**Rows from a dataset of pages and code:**
.....
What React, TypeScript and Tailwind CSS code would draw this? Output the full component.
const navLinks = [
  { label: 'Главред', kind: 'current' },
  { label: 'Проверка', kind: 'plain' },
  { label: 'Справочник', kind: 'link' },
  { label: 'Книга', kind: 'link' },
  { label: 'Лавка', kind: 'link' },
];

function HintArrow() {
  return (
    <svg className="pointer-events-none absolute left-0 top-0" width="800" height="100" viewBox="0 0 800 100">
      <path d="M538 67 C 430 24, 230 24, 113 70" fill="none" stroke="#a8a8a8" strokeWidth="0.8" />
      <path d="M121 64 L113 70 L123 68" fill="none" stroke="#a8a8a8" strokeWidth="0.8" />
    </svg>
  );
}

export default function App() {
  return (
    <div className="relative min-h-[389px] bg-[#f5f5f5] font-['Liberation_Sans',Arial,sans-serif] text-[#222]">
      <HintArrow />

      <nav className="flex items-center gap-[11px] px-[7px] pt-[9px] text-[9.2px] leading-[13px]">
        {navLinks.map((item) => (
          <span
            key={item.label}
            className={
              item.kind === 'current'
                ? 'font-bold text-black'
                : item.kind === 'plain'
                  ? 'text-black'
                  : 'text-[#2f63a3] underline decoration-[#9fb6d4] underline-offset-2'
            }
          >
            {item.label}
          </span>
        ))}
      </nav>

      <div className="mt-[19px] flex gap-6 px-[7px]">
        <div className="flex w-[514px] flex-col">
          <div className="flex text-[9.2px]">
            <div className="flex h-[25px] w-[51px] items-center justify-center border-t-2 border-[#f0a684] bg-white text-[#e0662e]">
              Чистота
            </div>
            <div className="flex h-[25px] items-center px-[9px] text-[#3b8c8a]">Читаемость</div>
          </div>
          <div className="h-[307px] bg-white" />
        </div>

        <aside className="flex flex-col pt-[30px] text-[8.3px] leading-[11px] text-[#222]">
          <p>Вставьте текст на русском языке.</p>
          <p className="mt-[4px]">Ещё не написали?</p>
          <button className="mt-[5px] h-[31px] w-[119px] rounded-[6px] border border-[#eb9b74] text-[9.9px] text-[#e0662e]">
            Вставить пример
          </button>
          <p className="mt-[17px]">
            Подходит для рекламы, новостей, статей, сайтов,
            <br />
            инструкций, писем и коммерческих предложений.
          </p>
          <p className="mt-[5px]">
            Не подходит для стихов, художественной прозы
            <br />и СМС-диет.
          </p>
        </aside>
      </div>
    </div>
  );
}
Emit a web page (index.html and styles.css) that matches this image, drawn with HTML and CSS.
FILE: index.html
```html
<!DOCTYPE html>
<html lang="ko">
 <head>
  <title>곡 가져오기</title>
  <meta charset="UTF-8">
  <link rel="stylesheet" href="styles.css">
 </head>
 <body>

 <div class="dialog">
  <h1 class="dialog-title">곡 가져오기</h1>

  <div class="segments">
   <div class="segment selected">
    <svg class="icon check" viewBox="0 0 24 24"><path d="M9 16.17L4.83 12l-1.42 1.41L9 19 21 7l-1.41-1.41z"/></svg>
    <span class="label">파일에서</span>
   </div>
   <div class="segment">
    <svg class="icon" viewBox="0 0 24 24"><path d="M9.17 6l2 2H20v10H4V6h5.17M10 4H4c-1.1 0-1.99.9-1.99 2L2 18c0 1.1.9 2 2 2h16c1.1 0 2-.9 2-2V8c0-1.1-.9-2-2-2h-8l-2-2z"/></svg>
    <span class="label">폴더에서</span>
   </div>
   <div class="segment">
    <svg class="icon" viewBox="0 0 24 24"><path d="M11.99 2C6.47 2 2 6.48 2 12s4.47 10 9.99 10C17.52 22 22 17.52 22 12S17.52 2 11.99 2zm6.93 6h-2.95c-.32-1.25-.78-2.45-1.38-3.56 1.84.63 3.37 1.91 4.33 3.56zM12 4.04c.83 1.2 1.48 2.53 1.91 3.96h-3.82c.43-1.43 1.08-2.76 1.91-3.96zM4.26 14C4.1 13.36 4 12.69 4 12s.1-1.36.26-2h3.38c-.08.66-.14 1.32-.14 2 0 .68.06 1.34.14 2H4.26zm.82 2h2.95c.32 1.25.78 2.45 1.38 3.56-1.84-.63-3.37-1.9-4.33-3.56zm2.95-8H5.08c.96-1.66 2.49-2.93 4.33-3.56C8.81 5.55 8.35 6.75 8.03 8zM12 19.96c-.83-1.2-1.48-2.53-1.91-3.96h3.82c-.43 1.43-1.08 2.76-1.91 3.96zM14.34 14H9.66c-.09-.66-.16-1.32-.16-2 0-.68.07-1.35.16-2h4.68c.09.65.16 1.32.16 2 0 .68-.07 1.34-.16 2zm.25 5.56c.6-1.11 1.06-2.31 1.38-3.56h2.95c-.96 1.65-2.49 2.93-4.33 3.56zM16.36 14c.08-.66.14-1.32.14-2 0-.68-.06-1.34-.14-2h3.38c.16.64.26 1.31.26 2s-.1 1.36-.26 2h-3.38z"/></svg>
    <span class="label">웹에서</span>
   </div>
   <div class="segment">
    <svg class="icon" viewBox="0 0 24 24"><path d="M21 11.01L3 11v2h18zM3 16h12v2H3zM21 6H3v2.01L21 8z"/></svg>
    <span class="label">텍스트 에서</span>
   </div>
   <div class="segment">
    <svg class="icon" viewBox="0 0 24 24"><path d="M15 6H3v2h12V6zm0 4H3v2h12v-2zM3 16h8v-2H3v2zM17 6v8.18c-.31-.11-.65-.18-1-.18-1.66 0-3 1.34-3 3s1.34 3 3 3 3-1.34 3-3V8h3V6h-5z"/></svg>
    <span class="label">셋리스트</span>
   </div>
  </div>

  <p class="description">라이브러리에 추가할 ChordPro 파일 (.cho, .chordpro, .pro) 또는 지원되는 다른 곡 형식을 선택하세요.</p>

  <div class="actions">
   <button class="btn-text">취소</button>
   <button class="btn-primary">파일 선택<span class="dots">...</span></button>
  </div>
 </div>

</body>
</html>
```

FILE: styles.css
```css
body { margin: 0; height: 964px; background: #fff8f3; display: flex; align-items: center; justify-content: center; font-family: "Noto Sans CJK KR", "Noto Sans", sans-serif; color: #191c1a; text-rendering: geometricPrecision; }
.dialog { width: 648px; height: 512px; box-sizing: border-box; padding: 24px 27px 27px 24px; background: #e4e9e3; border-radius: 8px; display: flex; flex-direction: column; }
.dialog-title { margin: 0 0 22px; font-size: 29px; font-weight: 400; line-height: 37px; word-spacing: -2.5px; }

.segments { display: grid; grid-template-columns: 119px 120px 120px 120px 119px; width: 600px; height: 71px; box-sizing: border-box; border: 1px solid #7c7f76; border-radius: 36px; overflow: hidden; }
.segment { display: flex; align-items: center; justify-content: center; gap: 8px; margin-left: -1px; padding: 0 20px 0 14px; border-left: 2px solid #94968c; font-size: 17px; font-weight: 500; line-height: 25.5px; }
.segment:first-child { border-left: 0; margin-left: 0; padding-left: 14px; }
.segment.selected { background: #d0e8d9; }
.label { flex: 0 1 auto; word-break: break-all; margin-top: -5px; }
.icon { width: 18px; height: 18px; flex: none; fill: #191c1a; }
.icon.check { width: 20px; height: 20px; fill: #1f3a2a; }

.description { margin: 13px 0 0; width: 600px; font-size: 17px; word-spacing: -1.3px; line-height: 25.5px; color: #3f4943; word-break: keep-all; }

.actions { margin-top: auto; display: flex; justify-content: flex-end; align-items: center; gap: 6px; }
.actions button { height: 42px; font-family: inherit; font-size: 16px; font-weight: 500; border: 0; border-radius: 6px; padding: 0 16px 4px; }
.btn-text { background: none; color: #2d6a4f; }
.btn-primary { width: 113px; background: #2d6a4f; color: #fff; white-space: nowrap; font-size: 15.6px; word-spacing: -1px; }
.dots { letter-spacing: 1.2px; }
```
.....
**WORK REQUIRED:** Please transcribe, exactly and with nothing added, the lines from the first line of the material above through the line that contains "<HintArrow />".

**SOLVED EXERCISE:**
What React, TypeScript and Tailwind CSS code would draw this? Output the full component.
const navLinks = [
  { label: 'Главред', kind: 'current' },
  { label: 'Проверка', kind: 'plain' },
  { label: 'Справочник', kind: 'link' },
  { label: 'Книга', kind: 'link' },
  { label: 'Лавка', kind: 'link' },
];

function HintArrow() {
  return (
    <svg className="pointer-events-none absolute left-0 top-0" width="800" height="100" viewBox="0 0 800 100">
      <path d="M538 67 C 430 24, 230 24, 113 70" fill="none" stroke="#a8a8a8" strokeWidth="0.8" />
      <path d="M121 64 L113 70 L123 68" fill="none" stroke="#a8a8a8" strokeWidth="0.8" />
    </svg>
  );
}

export default function App() {
  return (
    <div className="relative min-h-[389px] bg-[#f5f5f5] font-['Liberation_Sans',Arial,sans-serif] text-[#222]">
      <HintArrow />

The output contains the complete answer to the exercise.